(OBJECTIVE): Give the number of lines that include the word "with", and nothing else.

(DATA SECTION):

--*--

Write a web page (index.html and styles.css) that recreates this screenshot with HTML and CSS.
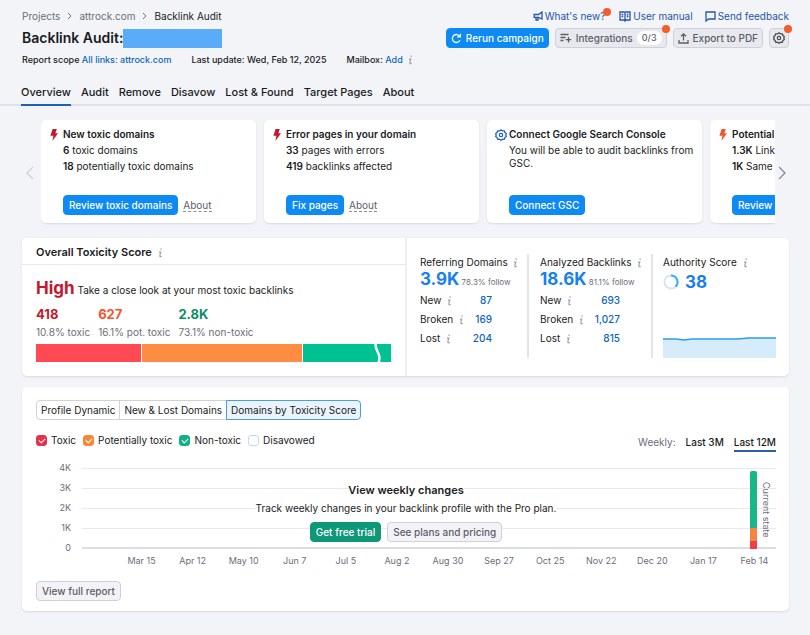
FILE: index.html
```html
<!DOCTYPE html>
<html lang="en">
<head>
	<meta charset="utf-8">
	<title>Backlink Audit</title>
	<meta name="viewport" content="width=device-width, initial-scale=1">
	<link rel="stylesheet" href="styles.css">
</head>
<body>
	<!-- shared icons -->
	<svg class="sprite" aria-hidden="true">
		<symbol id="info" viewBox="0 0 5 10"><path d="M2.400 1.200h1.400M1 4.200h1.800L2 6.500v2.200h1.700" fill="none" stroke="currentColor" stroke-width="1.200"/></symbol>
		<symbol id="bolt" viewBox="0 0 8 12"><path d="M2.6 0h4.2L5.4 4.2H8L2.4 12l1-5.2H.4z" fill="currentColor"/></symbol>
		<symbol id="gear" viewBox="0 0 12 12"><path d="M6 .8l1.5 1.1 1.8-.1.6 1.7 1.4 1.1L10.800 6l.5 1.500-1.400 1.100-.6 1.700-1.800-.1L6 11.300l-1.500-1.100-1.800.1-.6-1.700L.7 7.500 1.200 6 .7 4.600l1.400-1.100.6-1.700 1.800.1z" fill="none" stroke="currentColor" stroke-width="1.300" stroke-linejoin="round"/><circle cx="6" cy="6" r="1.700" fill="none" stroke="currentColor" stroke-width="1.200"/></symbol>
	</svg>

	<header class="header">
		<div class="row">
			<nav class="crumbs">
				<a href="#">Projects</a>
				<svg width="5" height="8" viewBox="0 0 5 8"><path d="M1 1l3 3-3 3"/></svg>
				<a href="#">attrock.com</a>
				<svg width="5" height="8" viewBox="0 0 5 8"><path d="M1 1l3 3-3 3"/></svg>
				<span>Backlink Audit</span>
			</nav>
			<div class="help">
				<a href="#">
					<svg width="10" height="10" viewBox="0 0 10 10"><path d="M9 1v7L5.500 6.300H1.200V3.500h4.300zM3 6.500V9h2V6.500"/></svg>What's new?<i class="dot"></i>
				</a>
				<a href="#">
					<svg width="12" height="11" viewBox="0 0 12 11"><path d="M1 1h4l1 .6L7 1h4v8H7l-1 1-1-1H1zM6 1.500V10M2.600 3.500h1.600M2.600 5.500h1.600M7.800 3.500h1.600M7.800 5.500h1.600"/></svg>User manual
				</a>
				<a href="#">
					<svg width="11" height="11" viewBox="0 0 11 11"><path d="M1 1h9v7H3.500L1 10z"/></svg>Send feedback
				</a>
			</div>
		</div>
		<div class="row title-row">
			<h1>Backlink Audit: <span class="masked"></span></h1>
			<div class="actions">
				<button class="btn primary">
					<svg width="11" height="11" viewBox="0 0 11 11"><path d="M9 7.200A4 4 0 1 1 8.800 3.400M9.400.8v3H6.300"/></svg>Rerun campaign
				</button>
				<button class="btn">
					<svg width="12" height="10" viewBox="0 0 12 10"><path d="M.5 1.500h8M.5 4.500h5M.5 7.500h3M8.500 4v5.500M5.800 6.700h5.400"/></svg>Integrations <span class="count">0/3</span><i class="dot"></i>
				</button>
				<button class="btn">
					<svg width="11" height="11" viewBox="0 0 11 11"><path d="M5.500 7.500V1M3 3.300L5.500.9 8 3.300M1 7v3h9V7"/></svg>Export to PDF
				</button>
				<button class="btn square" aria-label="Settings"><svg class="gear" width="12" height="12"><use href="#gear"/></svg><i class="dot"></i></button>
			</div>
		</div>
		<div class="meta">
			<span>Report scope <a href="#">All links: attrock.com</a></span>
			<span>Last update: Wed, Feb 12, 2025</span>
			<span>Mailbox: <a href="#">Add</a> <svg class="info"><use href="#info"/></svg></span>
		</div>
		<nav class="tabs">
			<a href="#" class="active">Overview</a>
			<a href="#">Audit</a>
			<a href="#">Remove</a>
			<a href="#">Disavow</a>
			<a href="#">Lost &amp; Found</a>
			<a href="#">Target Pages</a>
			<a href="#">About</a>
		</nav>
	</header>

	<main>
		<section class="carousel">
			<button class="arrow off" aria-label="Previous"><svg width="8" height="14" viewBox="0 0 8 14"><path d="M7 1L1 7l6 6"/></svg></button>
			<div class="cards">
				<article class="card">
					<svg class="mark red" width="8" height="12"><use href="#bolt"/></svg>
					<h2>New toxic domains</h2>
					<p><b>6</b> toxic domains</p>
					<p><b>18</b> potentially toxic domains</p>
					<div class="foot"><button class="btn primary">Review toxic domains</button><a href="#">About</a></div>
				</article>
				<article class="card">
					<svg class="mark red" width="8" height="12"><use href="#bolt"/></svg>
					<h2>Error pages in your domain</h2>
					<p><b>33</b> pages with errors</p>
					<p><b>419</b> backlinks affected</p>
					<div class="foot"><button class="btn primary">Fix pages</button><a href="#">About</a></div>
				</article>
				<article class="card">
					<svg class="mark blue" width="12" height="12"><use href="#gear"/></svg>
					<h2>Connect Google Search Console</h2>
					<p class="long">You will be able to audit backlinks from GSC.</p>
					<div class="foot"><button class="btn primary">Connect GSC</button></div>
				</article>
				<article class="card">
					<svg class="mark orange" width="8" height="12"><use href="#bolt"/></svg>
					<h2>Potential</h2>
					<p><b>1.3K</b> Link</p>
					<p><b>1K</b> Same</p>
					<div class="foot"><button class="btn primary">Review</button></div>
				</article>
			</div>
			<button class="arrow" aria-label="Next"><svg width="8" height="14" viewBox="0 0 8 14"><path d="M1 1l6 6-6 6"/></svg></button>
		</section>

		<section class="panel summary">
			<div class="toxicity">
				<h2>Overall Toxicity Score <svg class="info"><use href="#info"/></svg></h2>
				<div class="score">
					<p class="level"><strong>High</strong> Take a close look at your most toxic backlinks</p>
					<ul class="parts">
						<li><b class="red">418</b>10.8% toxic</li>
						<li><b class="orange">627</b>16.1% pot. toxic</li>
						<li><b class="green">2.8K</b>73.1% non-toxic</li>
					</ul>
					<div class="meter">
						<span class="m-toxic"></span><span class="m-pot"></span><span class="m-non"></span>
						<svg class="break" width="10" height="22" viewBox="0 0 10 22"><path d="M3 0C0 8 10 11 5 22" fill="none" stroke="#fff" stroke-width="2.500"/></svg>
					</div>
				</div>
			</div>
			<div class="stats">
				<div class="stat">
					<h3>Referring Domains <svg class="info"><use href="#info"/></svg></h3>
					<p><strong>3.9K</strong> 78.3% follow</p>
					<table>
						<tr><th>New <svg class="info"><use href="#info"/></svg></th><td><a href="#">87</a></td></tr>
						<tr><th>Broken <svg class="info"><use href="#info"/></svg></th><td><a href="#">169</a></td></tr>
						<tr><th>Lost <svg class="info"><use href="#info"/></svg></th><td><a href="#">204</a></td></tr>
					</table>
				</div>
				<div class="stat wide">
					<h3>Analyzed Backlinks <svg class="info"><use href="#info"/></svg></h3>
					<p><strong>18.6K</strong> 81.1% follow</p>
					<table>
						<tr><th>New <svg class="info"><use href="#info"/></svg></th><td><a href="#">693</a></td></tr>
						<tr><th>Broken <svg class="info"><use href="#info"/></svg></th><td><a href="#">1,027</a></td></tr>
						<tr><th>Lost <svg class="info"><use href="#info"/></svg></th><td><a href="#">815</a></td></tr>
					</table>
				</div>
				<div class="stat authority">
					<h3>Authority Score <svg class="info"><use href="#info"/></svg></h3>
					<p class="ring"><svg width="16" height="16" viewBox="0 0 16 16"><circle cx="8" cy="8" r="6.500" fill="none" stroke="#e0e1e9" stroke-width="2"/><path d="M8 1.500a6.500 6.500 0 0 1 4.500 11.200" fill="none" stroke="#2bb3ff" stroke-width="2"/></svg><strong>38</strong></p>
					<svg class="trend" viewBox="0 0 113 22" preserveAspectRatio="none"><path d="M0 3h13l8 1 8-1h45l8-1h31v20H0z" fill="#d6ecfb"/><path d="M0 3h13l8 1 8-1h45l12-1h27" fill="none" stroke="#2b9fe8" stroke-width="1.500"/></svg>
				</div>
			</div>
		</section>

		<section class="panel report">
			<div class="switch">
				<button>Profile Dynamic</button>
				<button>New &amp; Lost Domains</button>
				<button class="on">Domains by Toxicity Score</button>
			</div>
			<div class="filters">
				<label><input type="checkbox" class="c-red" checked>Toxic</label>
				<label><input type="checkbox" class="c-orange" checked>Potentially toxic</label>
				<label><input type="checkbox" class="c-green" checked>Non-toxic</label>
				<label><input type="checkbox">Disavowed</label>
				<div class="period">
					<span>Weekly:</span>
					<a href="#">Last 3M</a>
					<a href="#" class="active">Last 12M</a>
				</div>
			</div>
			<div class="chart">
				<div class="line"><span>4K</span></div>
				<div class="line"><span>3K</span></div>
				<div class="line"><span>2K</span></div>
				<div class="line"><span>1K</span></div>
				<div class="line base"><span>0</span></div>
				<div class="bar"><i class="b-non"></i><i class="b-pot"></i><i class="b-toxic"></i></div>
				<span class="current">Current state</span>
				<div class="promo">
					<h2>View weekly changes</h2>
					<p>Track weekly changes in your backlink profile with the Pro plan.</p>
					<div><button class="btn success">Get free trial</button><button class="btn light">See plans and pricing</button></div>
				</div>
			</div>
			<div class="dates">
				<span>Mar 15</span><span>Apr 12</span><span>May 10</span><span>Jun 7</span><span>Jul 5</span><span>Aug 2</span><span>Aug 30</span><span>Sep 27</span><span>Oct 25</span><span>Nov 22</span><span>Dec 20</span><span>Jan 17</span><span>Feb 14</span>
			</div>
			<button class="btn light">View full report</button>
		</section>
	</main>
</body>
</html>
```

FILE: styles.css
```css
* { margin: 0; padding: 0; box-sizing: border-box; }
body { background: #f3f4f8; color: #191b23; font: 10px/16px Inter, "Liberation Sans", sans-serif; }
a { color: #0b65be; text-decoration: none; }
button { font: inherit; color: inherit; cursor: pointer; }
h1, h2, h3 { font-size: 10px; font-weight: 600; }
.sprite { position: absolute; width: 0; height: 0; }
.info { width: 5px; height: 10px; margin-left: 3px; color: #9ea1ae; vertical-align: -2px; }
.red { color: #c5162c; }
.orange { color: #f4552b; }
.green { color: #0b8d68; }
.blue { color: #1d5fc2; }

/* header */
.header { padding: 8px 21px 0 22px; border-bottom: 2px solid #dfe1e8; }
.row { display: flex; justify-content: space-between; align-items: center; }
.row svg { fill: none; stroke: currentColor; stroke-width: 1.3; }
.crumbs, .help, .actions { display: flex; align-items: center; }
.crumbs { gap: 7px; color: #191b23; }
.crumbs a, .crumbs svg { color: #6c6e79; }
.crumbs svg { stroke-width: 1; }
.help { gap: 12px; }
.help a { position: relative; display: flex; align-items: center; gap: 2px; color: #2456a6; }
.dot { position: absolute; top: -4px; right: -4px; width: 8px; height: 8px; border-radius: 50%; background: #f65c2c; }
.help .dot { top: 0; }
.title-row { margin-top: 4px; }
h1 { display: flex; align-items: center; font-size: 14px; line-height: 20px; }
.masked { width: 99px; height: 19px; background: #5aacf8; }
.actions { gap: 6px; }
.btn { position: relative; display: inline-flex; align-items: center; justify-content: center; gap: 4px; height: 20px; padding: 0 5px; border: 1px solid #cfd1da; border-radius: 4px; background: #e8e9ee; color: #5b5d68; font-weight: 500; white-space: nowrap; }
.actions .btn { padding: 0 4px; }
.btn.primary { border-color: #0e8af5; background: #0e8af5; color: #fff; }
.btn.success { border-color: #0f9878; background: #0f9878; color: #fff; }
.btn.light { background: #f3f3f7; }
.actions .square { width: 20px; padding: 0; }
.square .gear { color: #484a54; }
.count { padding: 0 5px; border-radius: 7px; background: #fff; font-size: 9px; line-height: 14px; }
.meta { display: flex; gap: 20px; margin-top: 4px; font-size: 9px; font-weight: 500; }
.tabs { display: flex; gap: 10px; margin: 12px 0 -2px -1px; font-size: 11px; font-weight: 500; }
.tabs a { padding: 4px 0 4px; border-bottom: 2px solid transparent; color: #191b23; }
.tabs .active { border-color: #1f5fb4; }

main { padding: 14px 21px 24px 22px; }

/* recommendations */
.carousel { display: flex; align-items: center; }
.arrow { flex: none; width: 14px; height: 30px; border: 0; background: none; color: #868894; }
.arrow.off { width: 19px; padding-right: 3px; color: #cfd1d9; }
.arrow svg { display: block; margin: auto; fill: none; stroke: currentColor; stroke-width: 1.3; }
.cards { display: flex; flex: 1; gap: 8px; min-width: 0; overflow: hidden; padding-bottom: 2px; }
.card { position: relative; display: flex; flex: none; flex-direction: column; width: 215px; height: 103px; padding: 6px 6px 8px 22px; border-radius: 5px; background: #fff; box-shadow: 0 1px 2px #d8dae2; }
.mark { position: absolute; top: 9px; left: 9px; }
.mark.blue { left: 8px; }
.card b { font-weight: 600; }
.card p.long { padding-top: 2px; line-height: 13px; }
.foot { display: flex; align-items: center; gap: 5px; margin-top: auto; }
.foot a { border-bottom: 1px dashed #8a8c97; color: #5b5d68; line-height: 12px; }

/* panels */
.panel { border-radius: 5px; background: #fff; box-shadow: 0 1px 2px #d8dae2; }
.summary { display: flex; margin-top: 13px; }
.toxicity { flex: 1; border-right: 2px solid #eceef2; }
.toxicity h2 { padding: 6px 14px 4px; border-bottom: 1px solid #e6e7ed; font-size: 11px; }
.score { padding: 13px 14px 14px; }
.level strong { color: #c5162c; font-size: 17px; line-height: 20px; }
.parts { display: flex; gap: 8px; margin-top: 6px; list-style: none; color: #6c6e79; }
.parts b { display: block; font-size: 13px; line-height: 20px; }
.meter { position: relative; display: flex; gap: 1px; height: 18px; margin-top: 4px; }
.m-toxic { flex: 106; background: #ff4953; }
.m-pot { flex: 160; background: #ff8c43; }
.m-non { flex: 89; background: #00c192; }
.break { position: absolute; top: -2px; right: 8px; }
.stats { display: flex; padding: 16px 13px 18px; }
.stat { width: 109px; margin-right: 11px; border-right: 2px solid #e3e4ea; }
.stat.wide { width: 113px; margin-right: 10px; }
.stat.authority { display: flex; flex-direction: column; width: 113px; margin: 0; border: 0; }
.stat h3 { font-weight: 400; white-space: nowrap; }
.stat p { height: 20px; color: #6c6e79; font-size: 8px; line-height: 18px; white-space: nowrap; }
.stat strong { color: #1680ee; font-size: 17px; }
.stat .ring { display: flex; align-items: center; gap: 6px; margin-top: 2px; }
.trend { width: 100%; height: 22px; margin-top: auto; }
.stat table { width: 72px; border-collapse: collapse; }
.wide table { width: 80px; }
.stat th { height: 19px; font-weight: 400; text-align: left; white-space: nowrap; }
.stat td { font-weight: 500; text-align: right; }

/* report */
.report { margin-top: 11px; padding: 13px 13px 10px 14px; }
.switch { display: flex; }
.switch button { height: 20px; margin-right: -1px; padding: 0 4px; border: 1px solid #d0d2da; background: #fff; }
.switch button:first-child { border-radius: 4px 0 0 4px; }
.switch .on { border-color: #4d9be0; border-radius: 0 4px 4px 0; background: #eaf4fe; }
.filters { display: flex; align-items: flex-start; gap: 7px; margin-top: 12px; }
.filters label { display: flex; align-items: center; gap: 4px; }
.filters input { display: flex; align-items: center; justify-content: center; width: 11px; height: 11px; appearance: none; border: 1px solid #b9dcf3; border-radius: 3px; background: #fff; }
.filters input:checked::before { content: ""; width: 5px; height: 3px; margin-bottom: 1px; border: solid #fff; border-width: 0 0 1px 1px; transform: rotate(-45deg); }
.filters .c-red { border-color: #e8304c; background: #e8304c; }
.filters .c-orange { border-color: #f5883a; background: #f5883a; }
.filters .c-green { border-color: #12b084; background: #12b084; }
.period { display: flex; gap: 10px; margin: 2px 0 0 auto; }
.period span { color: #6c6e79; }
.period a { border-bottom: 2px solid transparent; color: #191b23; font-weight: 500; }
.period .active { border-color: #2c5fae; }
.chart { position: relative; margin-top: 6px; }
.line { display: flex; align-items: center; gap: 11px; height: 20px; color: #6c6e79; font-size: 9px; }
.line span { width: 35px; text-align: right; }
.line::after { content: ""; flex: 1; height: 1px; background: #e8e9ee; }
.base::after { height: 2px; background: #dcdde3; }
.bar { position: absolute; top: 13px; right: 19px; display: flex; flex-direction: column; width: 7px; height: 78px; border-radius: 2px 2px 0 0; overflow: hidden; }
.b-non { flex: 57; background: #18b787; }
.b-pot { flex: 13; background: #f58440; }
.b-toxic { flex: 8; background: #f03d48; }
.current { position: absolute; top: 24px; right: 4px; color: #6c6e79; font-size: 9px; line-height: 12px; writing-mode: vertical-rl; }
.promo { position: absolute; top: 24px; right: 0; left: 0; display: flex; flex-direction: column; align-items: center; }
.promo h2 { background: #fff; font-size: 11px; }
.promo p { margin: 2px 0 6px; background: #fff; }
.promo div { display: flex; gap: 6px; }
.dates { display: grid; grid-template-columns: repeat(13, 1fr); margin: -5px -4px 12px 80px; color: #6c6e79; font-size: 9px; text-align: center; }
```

--*--

(ANSWER FOR THE TASK): 3